==== STORED RECORDS

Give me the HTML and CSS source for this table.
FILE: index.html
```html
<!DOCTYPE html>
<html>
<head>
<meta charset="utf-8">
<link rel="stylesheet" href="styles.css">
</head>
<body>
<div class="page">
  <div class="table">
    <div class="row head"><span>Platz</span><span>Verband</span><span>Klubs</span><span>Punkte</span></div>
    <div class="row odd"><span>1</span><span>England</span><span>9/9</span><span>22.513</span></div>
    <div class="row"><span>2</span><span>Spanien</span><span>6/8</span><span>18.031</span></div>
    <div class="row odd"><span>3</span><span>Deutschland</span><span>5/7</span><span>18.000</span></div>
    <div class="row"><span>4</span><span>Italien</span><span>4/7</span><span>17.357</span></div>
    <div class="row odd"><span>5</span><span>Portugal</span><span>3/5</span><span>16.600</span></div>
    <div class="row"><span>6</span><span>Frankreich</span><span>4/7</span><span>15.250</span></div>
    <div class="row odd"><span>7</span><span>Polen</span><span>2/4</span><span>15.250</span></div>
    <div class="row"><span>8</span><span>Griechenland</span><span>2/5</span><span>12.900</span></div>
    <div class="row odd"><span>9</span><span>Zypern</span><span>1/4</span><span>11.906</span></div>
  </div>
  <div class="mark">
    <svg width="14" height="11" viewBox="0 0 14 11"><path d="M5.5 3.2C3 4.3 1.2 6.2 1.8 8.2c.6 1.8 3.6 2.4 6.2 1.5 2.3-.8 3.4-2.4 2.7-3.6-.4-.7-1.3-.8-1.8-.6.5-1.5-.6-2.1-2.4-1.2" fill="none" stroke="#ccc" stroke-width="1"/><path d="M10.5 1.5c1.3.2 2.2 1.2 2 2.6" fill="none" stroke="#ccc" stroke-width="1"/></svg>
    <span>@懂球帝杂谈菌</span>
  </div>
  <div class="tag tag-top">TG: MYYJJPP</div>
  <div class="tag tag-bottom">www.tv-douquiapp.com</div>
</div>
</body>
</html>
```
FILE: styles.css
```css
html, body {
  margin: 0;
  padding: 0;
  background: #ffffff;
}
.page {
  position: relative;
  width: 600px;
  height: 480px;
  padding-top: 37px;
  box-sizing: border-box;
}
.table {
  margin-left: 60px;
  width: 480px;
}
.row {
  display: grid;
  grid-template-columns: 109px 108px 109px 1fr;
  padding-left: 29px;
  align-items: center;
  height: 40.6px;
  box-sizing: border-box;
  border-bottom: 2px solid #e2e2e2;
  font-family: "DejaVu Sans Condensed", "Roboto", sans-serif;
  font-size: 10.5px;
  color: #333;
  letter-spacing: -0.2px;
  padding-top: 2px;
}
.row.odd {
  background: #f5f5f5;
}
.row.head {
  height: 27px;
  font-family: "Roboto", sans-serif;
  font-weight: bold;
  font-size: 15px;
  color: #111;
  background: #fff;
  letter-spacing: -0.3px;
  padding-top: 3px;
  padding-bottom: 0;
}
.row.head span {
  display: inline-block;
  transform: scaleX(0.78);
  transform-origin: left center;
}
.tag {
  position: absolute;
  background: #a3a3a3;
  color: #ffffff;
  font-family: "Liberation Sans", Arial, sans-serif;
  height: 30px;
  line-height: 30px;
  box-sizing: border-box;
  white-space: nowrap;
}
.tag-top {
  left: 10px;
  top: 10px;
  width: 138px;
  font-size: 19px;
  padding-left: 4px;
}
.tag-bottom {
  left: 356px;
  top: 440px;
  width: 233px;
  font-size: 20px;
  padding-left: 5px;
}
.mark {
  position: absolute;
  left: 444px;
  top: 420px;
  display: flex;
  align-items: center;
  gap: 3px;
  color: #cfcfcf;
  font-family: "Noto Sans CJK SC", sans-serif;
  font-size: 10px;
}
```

========
==== STORED RECORDS

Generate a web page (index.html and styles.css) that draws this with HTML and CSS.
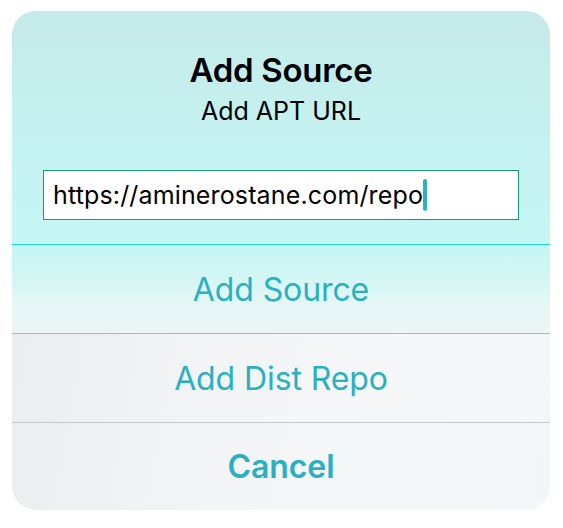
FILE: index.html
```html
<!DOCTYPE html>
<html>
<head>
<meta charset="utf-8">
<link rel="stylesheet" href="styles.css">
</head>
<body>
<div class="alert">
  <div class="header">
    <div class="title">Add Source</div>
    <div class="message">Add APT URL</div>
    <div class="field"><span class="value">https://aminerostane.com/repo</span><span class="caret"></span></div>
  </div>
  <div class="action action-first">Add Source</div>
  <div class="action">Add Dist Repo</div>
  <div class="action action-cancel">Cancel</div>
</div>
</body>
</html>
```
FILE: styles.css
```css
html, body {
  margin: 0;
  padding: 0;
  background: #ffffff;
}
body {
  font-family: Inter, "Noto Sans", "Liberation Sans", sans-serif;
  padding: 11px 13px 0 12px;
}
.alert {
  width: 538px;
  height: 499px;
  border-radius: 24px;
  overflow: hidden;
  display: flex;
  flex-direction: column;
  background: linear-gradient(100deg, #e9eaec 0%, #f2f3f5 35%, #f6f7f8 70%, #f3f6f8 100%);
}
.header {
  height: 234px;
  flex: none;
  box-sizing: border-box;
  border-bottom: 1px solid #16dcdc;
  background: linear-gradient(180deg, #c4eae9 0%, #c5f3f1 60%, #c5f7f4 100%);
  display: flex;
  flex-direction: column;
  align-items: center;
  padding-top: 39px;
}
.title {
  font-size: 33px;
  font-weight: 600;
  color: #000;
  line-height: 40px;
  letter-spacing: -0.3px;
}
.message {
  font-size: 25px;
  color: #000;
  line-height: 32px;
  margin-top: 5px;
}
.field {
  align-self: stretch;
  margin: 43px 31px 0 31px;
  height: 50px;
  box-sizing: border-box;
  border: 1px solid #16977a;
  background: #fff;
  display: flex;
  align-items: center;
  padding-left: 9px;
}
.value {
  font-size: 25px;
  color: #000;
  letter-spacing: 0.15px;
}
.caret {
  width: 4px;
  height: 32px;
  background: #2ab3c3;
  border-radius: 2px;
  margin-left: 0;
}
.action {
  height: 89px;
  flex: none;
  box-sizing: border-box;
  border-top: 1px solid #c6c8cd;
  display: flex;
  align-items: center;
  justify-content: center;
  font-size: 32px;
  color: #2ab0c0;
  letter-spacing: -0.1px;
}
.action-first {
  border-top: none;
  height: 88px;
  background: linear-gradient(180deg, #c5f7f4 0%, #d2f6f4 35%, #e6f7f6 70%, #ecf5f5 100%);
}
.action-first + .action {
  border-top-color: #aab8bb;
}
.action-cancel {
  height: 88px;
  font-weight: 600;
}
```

========
==== STORED RECORDS

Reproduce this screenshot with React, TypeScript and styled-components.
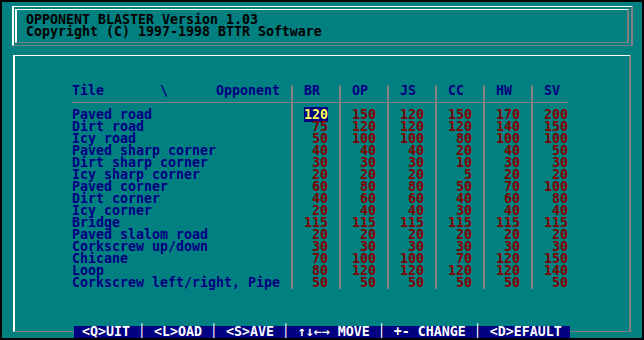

========

TASK DESCRIPTION - From the entries above, copy every line where the word "with" shows up.

RESULT OF THIS EXERCISE -
Generate a web page (index.html and styles.css) that draws this with HTML and CSS.
Reproduce this screenshot with React, TypeScript and styled-components.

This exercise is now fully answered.